İktidarın Ekrem İmamoğlu, Mansur Yavaş ve diğer CHP’li belediyelere çıkardıkları engeller boşuna değil. Ama sanırım 2019 seçimlerinin en önemli sonuçlarından birisi de İstanbul, Ankara başta ülke büyüklüğünde büyükşehir belediye bütçelerinden İslamcı cemaat ve tarikatlara aktarılan (istihdam dahil) maddi kaynakların kesilmesi oldu. Bu çevrelerin Erdoğan’a destek/oy şantajı yapmaları da bu süreçte başladı. Artık Fethullahçılar yoktu ve Saadet gibi bir alternatif vardı. Devamında Erdoğan Asiltürk’le temas kurup eğilimi durdurma çabasına girdi.

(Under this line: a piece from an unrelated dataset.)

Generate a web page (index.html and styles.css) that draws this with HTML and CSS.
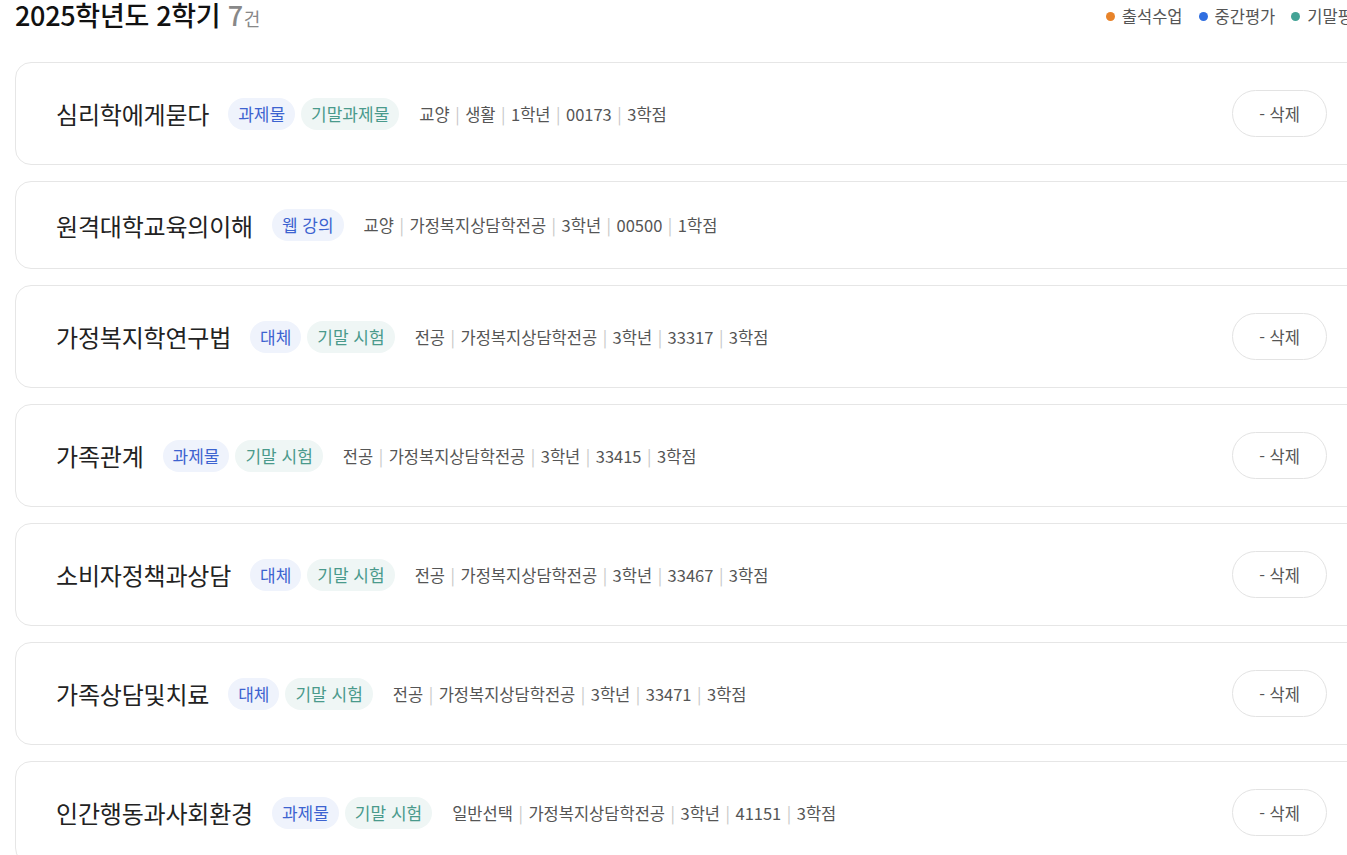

Erdoğan’ın bu kesimi sürekli olarak hoş tutmaya çalışarak ekonomik sıkıntılardan AK Parti içindeki çatlakları Sedat Peker videolarıyla daha da görünür hale getirmesine dek ciddi sorunlarla başa çıkmaya çalışıyor.
Erdoğan mutlaka AK Parti tabanının tamamını Atatürk düşmanı olmadığını biliyordur. Erdoğan’ın Atatürk düşmanlığına göz yummakta uzun vadede çıkarı yok ama bunu görmek isteyip istemeyeceği tartışmalı.
Acaba Türkiye’nin Atatürk düşmanlığından çıkarı olup olmadığı konusunda AK Parti iktidarının müttefiki MHP lideri Devlet Bahçeli ne düşünüyor. Ben onu da merak ediyorum.